Orthant probabilities of elliptical distributions from orthogonal projections to subspaces

• Published in: Statistics and Computing Vol. 29; no. 2; pp. 289 - 300
• Main Author: Nomura, Noboru
• Format: Journal Article
• Language: English; Japanese
• Published: New York Springer Science and Business Media LLC 15.03.2019; Springer US; Springer Nature B.V
• Subjects: Artificial Intelligence; Computing time; Mathematics and Statistics; Normal distribution; Numerical integration; Probabilistic methods; Probability; Probability and Statistics in Computer Science; Statistical analysis; Statistical Theory and Methods; Statistics; Statistics and Computing/Statistics Programs; Subspaces; Orthant probability; Recursive integration; Elliptical distribution; Polyhedral cone; Cumulative distribution function
• ISSN: 0960-3174; 1573-1375
• DOI: 10.1007/s11222-018-9808-4

A new procedure is proposed for evaluating non-centred orthant probabilities of elliptical distributed vectors, which is the probabilities that all elements of a vector are non-negative.
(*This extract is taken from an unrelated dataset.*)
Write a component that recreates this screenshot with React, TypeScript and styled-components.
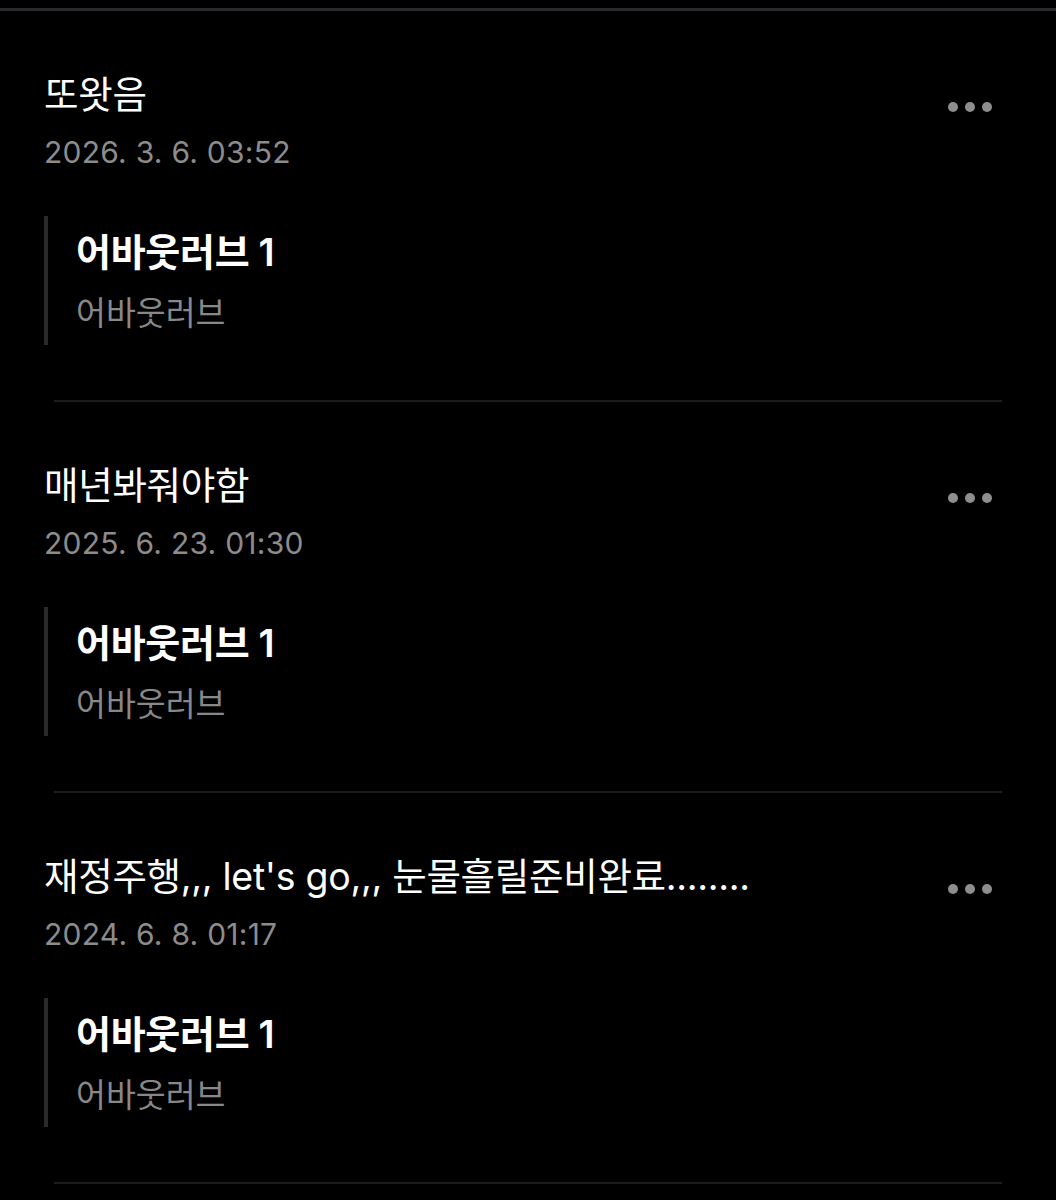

The definition of orthant probabilities is simple, formulated as a multiple integral of the density function; however, applying direct numerical integration is not practical, except in low-dimensional cases, and methods for evaluating orthant probabilities are not trivial. This probability arises frequently in statistics; in particular, the normal distribution and Student’s t -distribution are in the family of elliptical distribution. In the procedure proposed in this paper, an orthant probability is approximated by the probability that the vector falls in a simplex. In the process, the problem is decomposed into sub-problems of lower dimension based on the symmetry of elliptical distributions. Intermediate sub-problems can be generated by projection onto subspaces, and the sub-problems form a lattice structure. Considering this structure, intermediate computations are shared between the evaluations of higher-dimensional problems, and computational time is reduced. The procedure can be applied not only to normal distributions, but also to general elliptical distributions, especially t -distributions, which are used in the multiple comparison procedure.